### Instructions to follow
Copy exactly the lines that run from the top of the listing to the line containing "import clsx from 'clsx'", both ends included, and omit the pictures.

******************************

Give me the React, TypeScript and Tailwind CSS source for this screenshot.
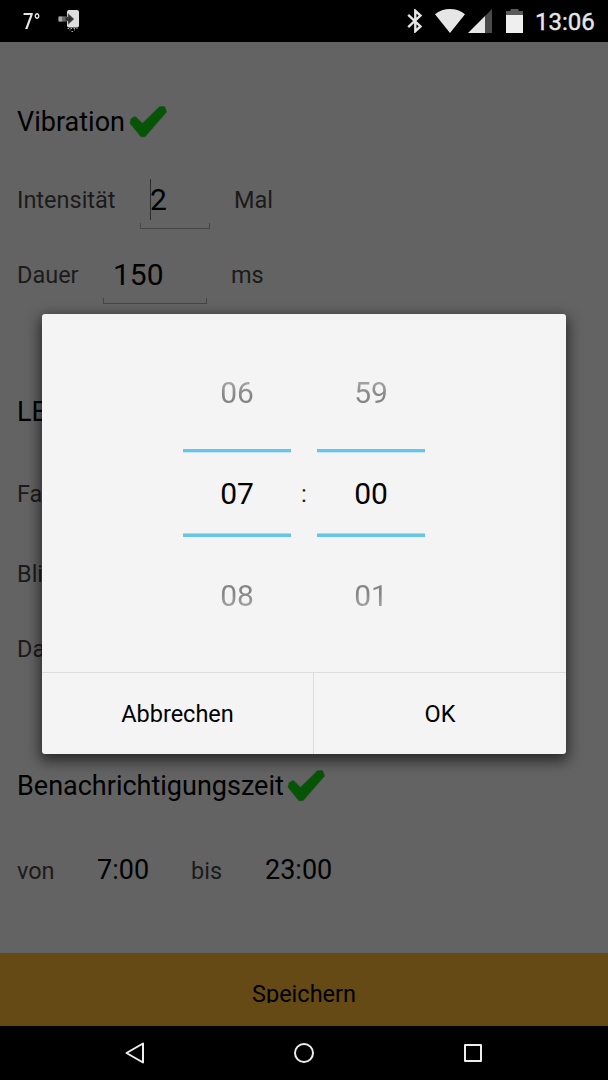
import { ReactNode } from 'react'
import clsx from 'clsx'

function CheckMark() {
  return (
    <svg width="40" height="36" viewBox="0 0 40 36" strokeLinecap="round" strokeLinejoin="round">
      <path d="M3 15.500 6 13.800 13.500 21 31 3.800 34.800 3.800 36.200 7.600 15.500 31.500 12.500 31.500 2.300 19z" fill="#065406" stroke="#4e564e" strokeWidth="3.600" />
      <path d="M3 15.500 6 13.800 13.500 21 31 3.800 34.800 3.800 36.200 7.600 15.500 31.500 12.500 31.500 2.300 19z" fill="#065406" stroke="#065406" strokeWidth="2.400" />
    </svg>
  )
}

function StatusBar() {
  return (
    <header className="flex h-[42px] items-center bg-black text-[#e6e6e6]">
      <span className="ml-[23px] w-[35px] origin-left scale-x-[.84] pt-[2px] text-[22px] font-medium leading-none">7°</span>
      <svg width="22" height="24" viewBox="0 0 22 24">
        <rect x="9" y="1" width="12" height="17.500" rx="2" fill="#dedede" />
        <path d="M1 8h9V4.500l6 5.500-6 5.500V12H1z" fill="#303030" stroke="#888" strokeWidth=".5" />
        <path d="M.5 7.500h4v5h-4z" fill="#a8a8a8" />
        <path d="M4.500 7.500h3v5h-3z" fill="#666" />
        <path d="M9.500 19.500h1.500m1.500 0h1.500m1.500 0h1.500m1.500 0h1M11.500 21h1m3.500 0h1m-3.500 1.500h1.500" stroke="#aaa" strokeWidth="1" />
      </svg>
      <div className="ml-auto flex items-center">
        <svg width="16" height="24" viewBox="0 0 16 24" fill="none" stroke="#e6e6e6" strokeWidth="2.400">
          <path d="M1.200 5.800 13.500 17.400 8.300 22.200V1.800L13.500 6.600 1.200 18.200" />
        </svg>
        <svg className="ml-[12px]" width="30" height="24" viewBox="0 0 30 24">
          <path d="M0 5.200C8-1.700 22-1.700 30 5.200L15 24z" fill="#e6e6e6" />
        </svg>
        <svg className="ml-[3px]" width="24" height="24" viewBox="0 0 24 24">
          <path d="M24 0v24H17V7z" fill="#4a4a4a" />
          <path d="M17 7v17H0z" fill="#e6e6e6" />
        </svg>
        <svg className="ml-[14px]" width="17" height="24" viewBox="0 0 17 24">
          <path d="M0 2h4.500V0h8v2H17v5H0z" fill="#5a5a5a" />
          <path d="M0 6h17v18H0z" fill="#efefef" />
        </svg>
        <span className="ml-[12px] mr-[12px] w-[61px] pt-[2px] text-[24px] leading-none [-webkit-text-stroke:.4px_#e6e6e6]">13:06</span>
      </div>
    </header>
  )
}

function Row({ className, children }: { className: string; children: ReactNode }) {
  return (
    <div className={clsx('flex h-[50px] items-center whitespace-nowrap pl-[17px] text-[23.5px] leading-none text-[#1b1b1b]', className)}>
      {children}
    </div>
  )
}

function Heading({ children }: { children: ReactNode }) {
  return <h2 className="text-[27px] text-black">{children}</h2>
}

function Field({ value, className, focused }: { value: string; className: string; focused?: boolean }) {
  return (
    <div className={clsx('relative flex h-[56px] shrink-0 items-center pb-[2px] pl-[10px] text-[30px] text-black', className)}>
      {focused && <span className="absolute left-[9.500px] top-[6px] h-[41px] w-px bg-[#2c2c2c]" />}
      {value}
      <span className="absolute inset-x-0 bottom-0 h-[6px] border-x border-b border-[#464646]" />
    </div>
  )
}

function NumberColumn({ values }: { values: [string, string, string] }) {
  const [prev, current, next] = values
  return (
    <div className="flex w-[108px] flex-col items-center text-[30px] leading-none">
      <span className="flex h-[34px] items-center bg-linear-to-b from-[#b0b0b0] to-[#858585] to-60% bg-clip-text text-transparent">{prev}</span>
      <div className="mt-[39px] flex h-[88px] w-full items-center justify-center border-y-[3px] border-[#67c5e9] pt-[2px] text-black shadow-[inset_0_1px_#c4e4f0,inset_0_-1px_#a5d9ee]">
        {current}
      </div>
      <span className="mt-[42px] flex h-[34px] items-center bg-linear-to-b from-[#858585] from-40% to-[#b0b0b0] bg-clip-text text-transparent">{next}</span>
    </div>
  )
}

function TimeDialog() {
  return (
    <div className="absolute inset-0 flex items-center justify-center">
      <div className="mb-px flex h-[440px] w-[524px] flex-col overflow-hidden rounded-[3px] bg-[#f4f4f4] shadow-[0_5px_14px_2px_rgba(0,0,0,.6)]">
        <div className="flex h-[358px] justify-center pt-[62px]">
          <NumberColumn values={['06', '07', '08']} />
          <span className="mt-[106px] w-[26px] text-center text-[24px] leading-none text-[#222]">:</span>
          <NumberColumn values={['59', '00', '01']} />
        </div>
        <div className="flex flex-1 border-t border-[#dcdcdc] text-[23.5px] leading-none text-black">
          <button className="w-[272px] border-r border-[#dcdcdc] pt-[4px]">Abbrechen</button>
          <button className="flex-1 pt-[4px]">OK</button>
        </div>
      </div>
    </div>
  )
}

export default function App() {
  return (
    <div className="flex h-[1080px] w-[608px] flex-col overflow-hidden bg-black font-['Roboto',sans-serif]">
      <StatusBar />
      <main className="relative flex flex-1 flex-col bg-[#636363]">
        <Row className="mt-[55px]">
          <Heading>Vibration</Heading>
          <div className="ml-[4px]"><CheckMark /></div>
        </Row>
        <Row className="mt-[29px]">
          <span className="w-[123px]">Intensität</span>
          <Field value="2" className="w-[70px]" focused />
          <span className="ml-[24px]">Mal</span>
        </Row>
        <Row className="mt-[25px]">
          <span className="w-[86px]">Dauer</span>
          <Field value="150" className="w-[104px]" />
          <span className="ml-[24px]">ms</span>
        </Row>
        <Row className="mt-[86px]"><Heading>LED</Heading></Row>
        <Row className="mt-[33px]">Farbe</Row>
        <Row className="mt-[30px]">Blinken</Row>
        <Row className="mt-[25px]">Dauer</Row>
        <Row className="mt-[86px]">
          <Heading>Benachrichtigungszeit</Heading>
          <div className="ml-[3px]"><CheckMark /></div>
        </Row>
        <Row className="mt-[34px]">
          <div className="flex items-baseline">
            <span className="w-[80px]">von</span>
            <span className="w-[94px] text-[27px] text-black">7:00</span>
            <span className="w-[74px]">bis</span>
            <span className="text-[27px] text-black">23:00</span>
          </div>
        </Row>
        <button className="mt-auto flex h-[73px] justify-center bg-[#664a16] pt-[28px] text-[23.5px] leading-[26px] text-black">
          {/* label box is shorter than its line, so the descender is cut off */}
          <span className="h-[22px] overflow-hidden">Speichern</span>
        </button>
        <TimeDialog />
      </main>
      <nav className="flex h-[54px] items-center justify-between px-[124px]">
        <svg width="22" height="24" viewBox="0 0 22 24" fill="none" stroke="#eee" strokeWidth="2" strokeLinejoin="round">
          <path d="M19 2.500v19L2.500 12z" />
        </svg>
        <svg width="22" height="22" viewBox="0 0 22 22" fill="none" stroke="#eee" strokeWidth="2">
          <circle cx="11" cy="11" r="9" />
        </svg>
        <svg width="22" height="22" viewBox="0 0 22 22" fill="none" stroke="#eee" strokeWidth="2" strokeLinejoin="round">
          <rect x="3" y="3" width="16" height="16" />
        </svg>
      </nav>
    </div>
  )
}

******************************

### Correct output
Give me the React, TypeScript and Tailwind CSS source for this screenshot.
import { ReactNode } from 'react'
import clsx from 'clsx'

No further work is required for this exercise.